The Board discussed including this previous decision on inventory
disclosure within the segment reporting project, rather than making a
standalone change to the Topic 280, Segment Reporting, disclosure
requirements within the project on disclosure framework: disclosure
review, inventory.
Financial performance reporting—disaggregation of performance information. The
Board discussed the staff’s research on the common presentation
practices of private company financial statements and the project plan
for the financial performance reporting project. The project plan
discussed different ways to approach disaggregating functional lines
into natural components.
The Board discussed how to identify and describe the functional expenses
lines that the project should target for disaggregation, those being
Cost of Goods Sold and Selling, General, and Administrative expense.
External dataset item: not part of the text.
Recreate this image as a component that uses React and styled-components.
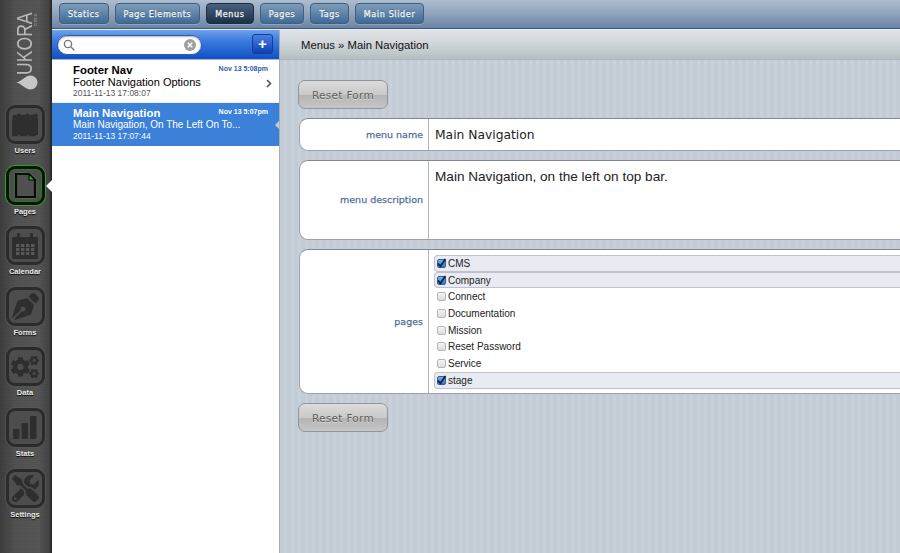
import React from "react";
import styled, { createGlobalStyle } from "styled-components";
import { FaPenNib, FaCogs, FaTools } from "react-icons/fa";

const Global = createGlobalStyle`
  html, body { margin: 0; padding: 0; height: 553px; overflow: hidden; background: #c3cbd5; }
  #root { height: 553px; }
  * { box-sizing: border-box; }
`;

const Page = styled.div`
  display: flex; width: 900px; height: 553px; overflow: hidden;
  font-family: "Liberation Sans", Arial, sans-serif;
`;
const Side = styled.nav`
  position: relative; width: 52px; flex: none; display: flex; flex-direction: column; align-items: center;
  background:
    repeating-linear-gradient(0deg, rgba(0,0,0,.05) 0 1px, transparent 1px 2px),
    linear-gradient(90deg, #3e3e3e 0, #525252 30%, #565656 75%, #444 94%, #222 100%);
`;
const Logo = styled.div`
  height: 105px; width: 100%; display: flex; flex-direction: column; align-items: center;
  padding: 13px 0 0 2px;
`;
const LogoText = styled.div`
  writing-mode: vertical-rl; transform: rotate(180deg); display: flex; flex-direction: column; align-items: flex-end;
  height: 62px; color: #b9b9b9;
`;
const LogoWord = styled.span`
  display: block; height: 62px; width: 16px; font-size: 22px; line-height: 16px; white-space: nowrap;
  transform: scaleY(.8); transform-origin: top center;
`;
const LogoCms = styled.small`
  display: block; width: 5px; font-size: 6px; line-height: 5px; letter-spacing: .6px; color: #9a9a9a;
`;
const NavItem = styled.div`
  position: relative; height: 60.6px; width: 52px; flex: none; display: flex; flex-direction: column; align-items: center; padding-right: 2px;
`;
const IconBox = styled.div`
  width: 39px; height: 39px; border-radius: 9px; display: flex; align-items: center; justify-content: center;
  color: #2e2e2e; background: #4d4d4d;
  border: 3px solid ${p => p.$on ? "#111" : "#2b2b2b"};
  box-shadow: ${p => p.$on ? "0 0 0 1px #28a020, inset 0 0 0 1px #2c7a22" : "0 0 1px 1px rgba(90,90,90,.6)"};
`;
const NavLabel = styled.div`
  margin-top: 2px; color: #eee; font-size: 7.5px; font-weight: bold; line-height: 10px; text-shadow: 0 1px 1px #000;
`;
const Notch = styled.span`
  position: absolute; right: 0; top: 14.5px; width: 0; height: 0;
  border-top: 6px solid transparent; border-bottom: 6px solid transparent; border-right: 6px solid #fff;
`;
const Right = styled.div`
  flex: 1; min-width: 0; display: flex; flex-direction: column;
`;
const TopBar = styled.div`
  height: 30px; flex: none; display: flex; gap: 6px; padding: 3px 0 0 7px;
  background: linear-gradient(#aebdcf, #8ea3bb 50%, #6682a3);
  border-bottom: 1px solid #e8ebee; box-shadow: inset 0 -1px 0 #3f5a7c;
`;
const Tab = styled.div`
  height: 21px; padding: 1px 8px 0; border-radius: 4px; display: flex; align-items: center;
  font-family: "DejaVu Sans", sans-serif; font-size: 8px; letter-spacing: .65px; color: #eef3f8;
  -webkit-text-stroke: .3px #eef3f8;
  text-shadow: 0 -1px 0 rgba(0,0,0,.45);
  border: 1px solid ${p => p.$on ? "#1e2c3e" : "#3f607f"};
  background: ${p => p.$on ? "linear-gradient(#47617f, #1d2f47)" : "linear-gradient(#7f9dbb, #3f6a96)"};
  box-shadow: 0 1px 0 rgba(255,255,255,.2);
`;
const Body = styled.div`
  flex: 1; display: flex; min-height: 0;
`;
const ListPanel = styled.div`
  width: 228px; flex: none; background: #fff; border-right: 1px solid #a8aeb5; display: flex; flex-direction: column;
`;
const SearchBar = styled.div`
  height: 30px; flex: none; display: flex; align-items: flex-start; justify-content: space-between; padding: 5px 6px 0 5px;
  background: linear-gradient(#6fa2ea, #3d7de0 35%, #0f50c6);
  border-bottom: 1px solid #a9b6c6;
`;
const Search = styled.div`
  width: 145px; height: 20px; border-radius: 10px; background: #fff; border: 1px solid #2a5fa8; display: flex;
  align-items: center; justify-content: space-between; padding: 0 5px 0 5px;
  box-shadow: inset 0 1px 2px rgba(0,0,0,.3);
`;
const AddBtn = styled.div`
  width: 21px; height: 20px; margin-top: -1px; border-radius: 3px; border: 1px solid #123f93; color: #fff; font-weight: bold;
  font-size: 15px; line-height: 17px; text-align: center; background: linear-gradient(#4b7fe0, #0f3fb8);
`;
const Item = styled.div`
  position: relative; height: 43px; padding: 3px 11px 0 21px; flex: none;
  background: ${p => p.$on ? "#3b80d9" : "#fff"};
  color: ${p => p.$on ? "#fff" : "#000"};
  border-bottom: 1px solid ${p => p.$on ? "#3b80d9" : "#eee"};
`;
const ItemHead = styled.div`
  display: flex; justify-content: space-between; align-items: flex-start; height: 13px;
  b { font-size: 11.4px; line-height: 14px; }
  span { font-size: 7px; font-weight: bold; line-height: 11px; color: ${p => p.$on ? "#fff" : "#2a5db0"}; }
`;
const ItemSub = styled.div` font-size: ${p => p.$on ? 10 : 11}px; line-height: 12px; white-space: nowrap; `;
const ItemDate = styled.div`
  font-size: 8.5px; line-height: 11px; color: ${p => p.$on ? "#fff" : "#555"};
`;
const Chevron = styled.svg` position: absolute; right: 7px; top: 19px; `;
const SelNotch = styled.span`
  position: absolute; right: 0; top: 18px; width: 0; height: 0;
  border-top: 4.5px solid transparent; border-bottom: 4.5px solid transparent; border-right: 4.5px solid #c3cbd5;
`;
const Main = styled.div`
  flex: 1; min-width: 0; display: flex; flex-direction: column;
  background: repeating-linear-gradient(90deg, #c3cbd5 0 4px, #c8d0da 4px 7px);
`;
const Crumb = styled.div`
  height: 30px; flex: none; display: flex; align-items: center; padding: 0 0 0 21px; font-size: 11.3px; color: #111;
  background: linear-gradient(#e0e3e6, #d3d8dc 40%, #b4bfc0);
  border-bottom: 1px solid #adb4bc;
`;
const Form = styled.div`
  padding: 20px 0 0 18px; display: flex; flex-direction: column; width: 640px;
`;
const Reset = styled.div`
  width: 90px; height: 29px; border-radius: 7px; border: 1px solid #8f959c; display: flex; align-items: center; justify-content: center;
  margin-bottom: ${p => p.$mb || 0}px;
  font-family: "DejaVu Sans", sans-serif; font-size: 10.5px; letter-spacing: .3px; color: #5e5e5e; text-shadow: 0 1px 0 #ddd;
  background: linear-gradient(#dcdcdc, #c9c9c9 50%, #b4b4b4 52%, #c6c6c6);
`;
const Row = styled.div`
  display: flex; height: ${p => p.$h}px; margin: 0 0 9px 1px; background: #fff; border-radius: 9px 0 0 9px;
  border: 1px solid #9ba2ab; border-right: 0; border-top-color: #808893;
`;
const RowLabel = styled.div`
  width: 129px; flex: none; display: flex; align-items: center; justify-content: flex-end; padding-right: 5px;
  font-family: "DejaVu Sans", sans-serif; font-size: 9.5px; color: #4f7099; -webkit-text-stroke: .25px #4f7099;
  border-right: 1px solid #b3b8bf;
  padding-bottom: ${p => p.$pb || 0}px;
`;
const RowValue = styled.div`
  flex: 1; min-width: 0; padding: ${p => p.$pad || "1px 0 0 6px"}; display: flex; align-items: ${p => p.$top ? "flex-start" : "center"};
  font-size: ${p => p.$size || 13.6}px; line-height: 17px; color: #222;
  font-family: ${p => p.$dv ? '"DejaVu Sans", sans-serif' : '"Liberation Sans", Arial, sans-serif'};
`;
const Checks = styled.div` flex: 1; padding: 5px 0 0 5px; display: flex; flex-direction: column; `;
const Check = styled.div`
  height: 16.7px; flex: none; display: flex; align-items: center; gap: 2px;
  font-size: 10px; color: #222; border-radius: 4px 0 0 4px;
  ${p => p.$on ? "background: #e8ebf2; border: 1px solid #bcc3ce; border-right: 0; padding-left: 2px;" : "padding-left: 3px;"}
`;
const Box = styled.span`
  width: 9px; height: 9px; border-radius: 2px; flex: none; display: flex; align-items: center; justify-content: center;
  background: ${p => p.$on ? "linear-gradient(#7fb0e8,#2f78d0)" : "linear-gradient(#f4f4f4,#ddd)"};
  border: 1px solid ${p => p.$on ? "#345f94" : "#b5b5b5"};
  svg { flex: none; overflow: visible; }
`;

const Users = () => (
  <svg width="26" height="27" viewBox="0 0 30 27" fill="currentColor">
    {[3, 8, 13, 18, 23, 27].map((x, i) => (
      <g key={x}>
        <circle cx={x} cy={i % 2 ? 3.5 : 5} r="2.8" />
        <path d={`M${x - 3.6} ${i % 2 ? 6 : 7.5}h7.2l.6 19.500h-8.400z`} />
      </g>
    ))}
  </svg>
);
const Doc = () => (
  <svg width="23" height="27" viewBox="0 0 23 27" style={{ filter: "drop-shadow(0 0 1px #2fae25)" }}>
    <path d="M2 2h13l6 6v17H2z" fill="#505050" stroke="#0a0a0a" strokeWidth="2.2" />
    <path d="M15 2v6h6z" fill="#3aa52c" stroke="#0a0a0a" strokeWidth="1.200" />
  </svg>
);
const Calendar = () => (
  <svg width="28" height="28" viewBox="0 0 28 28" fill="currentColor">
    <path d="M2 5h24a1 1 0 0 1 1 1v20a1 1 0 0 1-1 1H2a1 1 0 0 1-1-1V6a1 1 0 0 1 1-1z" />
    <rect x="6" y="1" width="3" height="7" rx="1" /><rect x="19" y="1" width="3" height="7" rx="1" />
    <g fill="#585858">
      {[12, 16, 20].map(y => [5, 10, 15, 20].map(x => <rect key={x + "-" + y} x={x} y={y} width="3.4" height="3" />))}
    </g>
  </svg>
);
const Stats = () => (
  <svg width="26" height="26" viewBox="0 0 26 26" fill="currentColor">
    <rect x="1" y="15" width="6.5" height="10" rx="1" /><rect x="9.5" y="9" width="6.5" height="16" rx="1" /><rect x="18" y="2" width="6.5" height="23" rx="1" />
  </svg>
);
const Drop = () => (
  <svg width="22" height="15" viewBox="0 0 22 15" fill="#c6c6c6">
    <path d="M0 7.500C6 6.500 9 .5 14.500 .5a7 7 0 0 1 0 14C9 14.500 6 8.500 0 7.500z" />
  </svg>
);

const nav = [
  ["Users", <Users />], ["Pages", <Doc />, true], ["Calendar", <Calendar />],
  ["Forms", <FaPenNib size={27} />], ["Data", <FaCogs size={28} />],
  ["Stats", <Stats />], ["Settings", <FaTools size={27} />],
];
const tabs = ["Statics", "Page Elements", "Menus", "Pages", "Tags", "Main Slider"];
const pages = [["CMS", 1], ["Company", 1], ["Connect"], ["Documentation"], ["Mission"], ["Reset Password"], ["Service"], ["stage", 1]];

export default function App() {
  return (
    <Page>
      <Global />
      <Side>
        <Logo>
          <LogoText><LogoWord>UKORA</LogoWord><LogoCms>cms</LogoCms></LogoText>
          <Drop />
        </Logo>
        {nav.map(([label, icon, on]) => (
          <NavItem key={label}>
            <IconBox $on={on}>{icon}</IconBox>
            <NavLabel>{label}</NavLabel>
            {on && <Notch />}
          </NavItem>
        ))}
      </Side>
      <Right>
        <TopBar>
          {tabs.map(t => <Tab key={t} $on={t === "Menus"}>{t}</Tab>)}
        </TopBar>
        <Body>
          <ListPanel>
            <SearchBar>
              <Search>
                <svg width="12" height="12" viewBox="0 0 12 12" fill="none" stroke="#777" strokeWidth="1.4">
                  <circle cx="5" cy="5" r="3.6" /><path d="M8 8l3.200 3.200" />
                </svg>
                <svg width="12" height="12" viewBox="0 0 12 12">
                  <circle cx="6" cy="6" r="6" fill="#a0a0a0" />
                  <path d="M3.800 3.800l4.400 4.400M8.200 3.800l-4.400 4.400" stroke="#fff" strokeWidth="1.500" />
                </svg>
              </Search>
              <AddBtn>+</AddBtn>
            </SearchBar>
            <Item>
              <ItemHead><b>Footer Nav</b><span>Nov 13 5:08pm</span></ItemHead>
              <ItemSub>Footer Navigation Options</ItemSub>
              <ItemDate>2011-11-13 17:08:07</ItemDate>
              <Chevron width="6" height="9" viewBox="0 0 6 9" fill="none" stroke="#555" strokeWidth="1.600"><path d="M1 1l3.500 3.500L1 8" /></Chevron>
            </Item>
            <Item $on>
              <ItemHead $on><b>Main Navigation</b><span>Nov 13 5:07pm</span></ItemHead>
              <ItemSub $on>Main Navigation, On The Left On To...</ItemSub>
              <ItemDate $on>2011-11-13 17:07:44</ItemDate>
              <SelNotch />
            </Item>
          </ListPanel>
          <Main>
            <Crumb>Menus » Main Navigation</Crumb>
            <Form>
              <Reset $mb={9}>Reset Form</Reset>
              <Row $h={33}>
                <RowLabel>menu name</RowLabel>
                <RowValue $dv $size={12.3}>Main Navigation</RowValue>
              </Row>
              <Row $h={80}>
                <RowLabel $pb={2}>menu description</RowLabel>
                <RowValue $top $pad="7px 0 0 6px">Main Navigation, on the left on top bar.</RowValue>
              </Row>
              <Row $h={145}>
                <RowLabel>pages</RowLabel>
                <Checks>
                  {pages.map(([name, on]) => (
                    <Check key={name} $on={on}>
                      <Box $on={on}>
                        {on && <svg width="9" height="9" viewBox="0 0 9 9" fill="none" stroke="#10233f" strokeWidth="1.800"><path d="M1 4.500l2.400 2.800L8.500 0" /></svg>}
                      </Box>
                      {name}
                    </Check>
                  ))}
                </Checks>
              </Row>
              <Reset>Reset Form</Reset>
            </Form>
          </Main>
        </Body>
      </Right>
    </Page>
  );
}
Because of the limited presentation guidance for private companies, the
Board directed the staff to first focus on public companies and the
SEC’s reporting regulations. The presentation requirements in Regulation
S-X could be used as a basis for describing the meaning of Cost of
Goods Sold and Selling, General, and Administrative expense (or similar
terms).
After evaluating the merits of this approach, the project would then
consider whether and how to disaggregate other common functional
expenses, such as research and development expense. The Board
would later decide whether this type of disaggregation would be useful
for private company users and, if so, how to adapt this approach for
private companies.
The Board also discussed how to approach defining natural expense
classification and directed the staff to start with the existing
definition of natural expense classification in the Master Glossary of the Codification.